In particular, std::packaged_task<Sig> is a callable object that is move-only. You can store a std::packaged_task<R(Args...)> in a std::packaged_task<void(Args...)>, but that is a pretty heavy-weight and obscure way to create a move-only callable type-erasure class.

Thus the task. This demonstrates how you could write a simple std::function type.
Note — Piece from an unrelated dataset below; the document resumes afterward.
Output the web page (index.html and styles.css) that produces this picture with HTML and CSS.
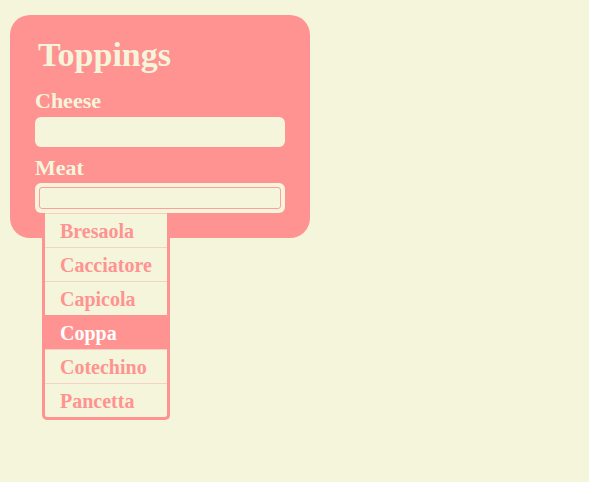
FILE: index.html
```html
<!DOCTYPE html>
<html>
<head>
<meta charset="utf-8">
<link rel="stylesheet" href="styles.css">
</head>
<body>
<div class="card">
  <h1 class="title">Toppings</h1>
  <label class="label label-cheese">Cheese</label>
  <div class="field"></div>
  <label class="label label-meat">Meat</label>
  <div class="field field-focus">
    <div class="field-inner"></div>
    <ul class="menu">
      <li class="item">Bresaola</li>
      <li class="item">Cacciatore</li>
      <li class="item">Capicola</li>
      <li class="item item-active">Coppa</li>
      <li class="item">Cotechino</li>
      <li class="item">Pancetta</li>
    </ul>
  </div>
</div>
</body>
</html>
```
FILE: styles.css
```css
html, body {
  margin: 0;
  padding: 0;
}
body {
  background: #f5f5dc;
  font-family: "Liberation Serif", "Times New Roman", serif;
  font-weight: bold;
  padding: 15px 0 0 10px;
  width: 589px;
  height: 482px;
  box-sizing: border-box;
}
.card {
  width: 300px;
  height: 223px;
  box-sizing: border-box;
  background: #ff9391;
  border-radius: 20px;
  padding: 20px 25px 0 25px;
  display: flex;
  flex-direction: column;
}
.title {
  margin: 0 0 14px 3px;
  font-size: 34px;
  line-height: 40px;
  color: #f5f5dc;
}
.label {
  display: block;
  font-size: 22px;
  line-height: 24px;
  color: #f5f5dc;
}
.label-cheese {
  margin-bottom: 4px;
}
.label-meat {
  margin-top: 9px;
  margin-bottom: 3px;
}
.field {
  height: 30px;
  width: 250px;
  box-sizing: border-box;
  background: #f5f5dc;
  border-radius: 6px;
}
.field-focus {
  position: relative;
  padding: 4px;
}
.field-inner {
  height: 100%;
  box-sizing: border-box;
  border: 1px solid #ff9f9c;
  border-radius: 3px;
}
.menu {
  position: absolute;
  left: 7px;
  top: 100%;
  margin: 0;
  padding: 0;
  list-style: none;
  width: 128px;
  box-sizing: border-box;
  border: 3px solid #ff9391;
  border-top: 0;
  border-radius: 0 0 5px 5px;
  background: #f5f5dc;
}
.item {
  height: 34px;
  box-sizing: border-box;
  border-top: 1px solid #f6d0c4;
  padding: 1px 0 0 15px;
  font-size: 20px;
  line-height: 33px;
  color: #ff9391;
}
.item-active {
  background: #ff9391;
  border-top-color: #ff9391;
  color: #ffffff;
}
```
I omitted the copy constructor (which would involve adding a clone method to details::task_pimpl<...> as well).

template<class Sig>
struct task;

// putting it in a namespace allows us to specialize it nicely for void return value:
namespace details {
  template<class R, class...Args>
  struct task_pimpl {
    virtual R invoke(Args&&...args) const = 0;
    virtual ~task_pimpl() {};
    virtual const std::type_info& target_type() const = 0;
  };

  // store an F.  invoke(Args&&...) calls the f
  template<class F, class R, class...Args>
  struct task_pimpl_impl:task_pimpl<R,Args...> {
    F f;
    template<class Fin>
    task_pimpl_impl( Fin&& fin ):f(std::forward<Fin>(fin)) {}
    virtual R invoke(Args&&...args) const final override {
      return f(std::forward<Args>(args)...);
    }
    virtual const std::type_info& target_type() const final override {
      return typeid(F);
    }
  };

  // the void version discards the return value of f:
  template<class F, class...Args>
  struct task_pimpl_impl<F,void,Args...>:task_pimpl<void,Args...> {
    F f;
    template<class Fin>
    task_pimpl_impl( Fin&& fin ):f(std::forward<Fin>(fin)) {}
    virtual void invoke(Args&&...args) const final override {
      f(std::forward<Args>(args)...);
    }
    virtual const std::type_info& target_type() const final override {
      return typeid(F);
    }
  };
};

template<class R, class...Args>
struct task<R(Args...)> {
  // semi-regular:
  task()=default;
  task(task&&)=default;
  // no copy

private:
  // aliases to make some SFINAE code below less ugly:
  template<class F>
  using call_r = std::result_of_t<F const&(Args...)>;
  template<class F>
  using is_task = std::is_same<std::decay_t<F>, task>;
public:
  // can be constructed from a callable F
  template<class F,
    // that can be invoked with Args... and converted-to-R:
    class= decltype( (R)(std::declval<call_r<F>>()) ),
    // and is not this same type:
    std::enable_if_t<!is_task<F>{}, int>* = nullptr
  >
  task(F&& f):
    m_pImpl( make_pimpl(std::forward<F>(f)) )
  {}

  // the meat: the call operator        
  R operator()(Args... args)const {
        return m_pImpl->invoke( std::forward<Args>(args)... );
  }
  explicit operator bool() const {
    return (bool)m_pImpl;
  }
  void swap( task& o ) {
    std::swap( m_pImpl, o.m_pImpl );
  }
  template<class F>
  void assign( F&& f ) {
    m_pImpl = make_pimpl(std::forward<F>(f));    
  }
  // Part of the std::function interface:
  const std::type_info& target_type() const {
    if (!*this) return typeid(void);
    return m_pImpl->target_type();
  }
  template< class T >
  T* target() {
    return target_impl<T>();
  }
  template< class T >
  const T* target() const {
    return target_impl<T>();
  }
  // compare with nullptr    :    
  friend bool operator==( std::nullptr_t, task const& self ) { return !self; }
  friend bool operator==( task const& self, std::nullptr_t ) { return !self; }
  friend bool operator!=( std::nullptr_t, task const& self ) { return !!self; }
  friend bool operator!=( task const& self, std::nullptr_t ) { return !!self; }
private:
  template<class T>
  using pimpl_t = details::task_pimpl_impl<T, R, Args...>;

  template<class F>
  static auto make_pimpl( F&& f ) {
    using dF=std::decay_t<F>;
    using pImpl_t = pimpl_t<dF>;
    return std::make_unique<pImpl_t>(std::forward<F>(f));
  }
  std::unique_ptr<details::task_pimpl<R,Args...>> m_pImpl;

  template< class T >
  T* target_impl() const {
    return dynamic_cast<pimpl_t<T>*>(m_pImpl.get());
  }
};

To make this library-worthy, you'd want to add in a small buffer optimization, so it does not store every callable on the heap.

Adding SBO would require a non-default task(task&&), some std::aligned_storage_t within the class, a m_pImpl unique_ptr with a deleter that can be set to destroy-only (and not return the memory to the heap), and a emplace_move_to( void* ) = 0 in the task_pimpl.

live example of the above code (with no SBO).